Ha suscitato scalpore l’affermazione di Fabrizio Barca, proferita durante lo scambio telefonico con un finto Nichi Vendola prezzolato dalla Zanzara, sulla “patrimoniale da 400 miliardi“, così come nei giorni scorsi era accaduto con l’emersione del “programma” 2011 di Corrado Passera per un improbabile “piano di crescita sostenibile per l’Italia”, con un prelievo patrimoniale straordinario di 85 miliardi. Stupore piuttosto naïf, invero.
Eppure, è tutto così terribilmente banale. Quando un paese smette di crescere, il suo rapporto di indebitamento, soprattutto se già elevato, finisce col diventare rapidamente insostenibile (ricordate la regoletta?). Motivo per cui occorre pensare a manovre di finanza pubblica straordinaria per abbatterlo. Tutto qui. La battuta di Barca sui 400 miliardi si riferisce a circa il 20% dello stock del nostro debito pubblico.
Persino Grillo va nella stessa direzione, col suo piano per un default accelerato che salvi gli italiani “dalle banche tedesche e spagnole” tagliando loro le gonadi. A Roma e dintorni questa cosa la sanno tutti, dai grandi strateghi ai leaderini sino ai peones. Il fatto che ora il povero Passera tenti pateticamente di rifarsi una verginità, a pochi giorni dalla presentazione del suo “movimento”, parlando di una sorta di opportunità che oggi non è più tale, non cambia di una virgola i termini della questione. In caso la situazione precipiti, per gli italiani è pronto un bel corralito sui risparmi.
Il problema è la distribuzione del possesso di titoli di Stato. Quelli in mano a non residenti non possono subire un haircut, per evidenti motivi. Lo stesso dicasi per quelli in mano al sistema bancario nazionale perché, se ciò accadesse, molti istituti dovrebbero essere nazionalizzati un minuto dopo. Allo stesso modo, il possesso diretto di titoli di stato da parte delle famiglie è piuttosto esiguo. Resterebbero, quindi, le posizioni contenute nei fondi comuni d’investimento e nei fondi pensione. Non sarebbe comunque una passeggiata di salute.

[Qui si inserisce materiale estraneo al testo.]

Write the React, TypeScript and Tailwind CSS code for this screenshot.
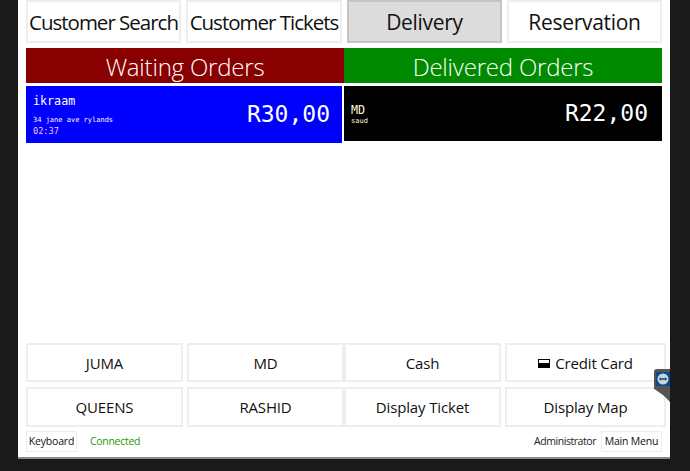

Per questo motivo, in assenza di stabilizzazione ed inversione di tendenza del rapporto debito-Pil, restano da percorrere un paio di strade: finte privatizzazioni (ma effettive cessioni di potere monopolistico, come nel caso di Poste Italiane), ed aumento dell’imposizione sui risparmi. Per il momento questa è la strada prescelta, che è anche quella meno traumatica, in senso relativo. Ma se la situazione precipitasse, non resterebbero alternative ad amputazioni patrimoniali dirette.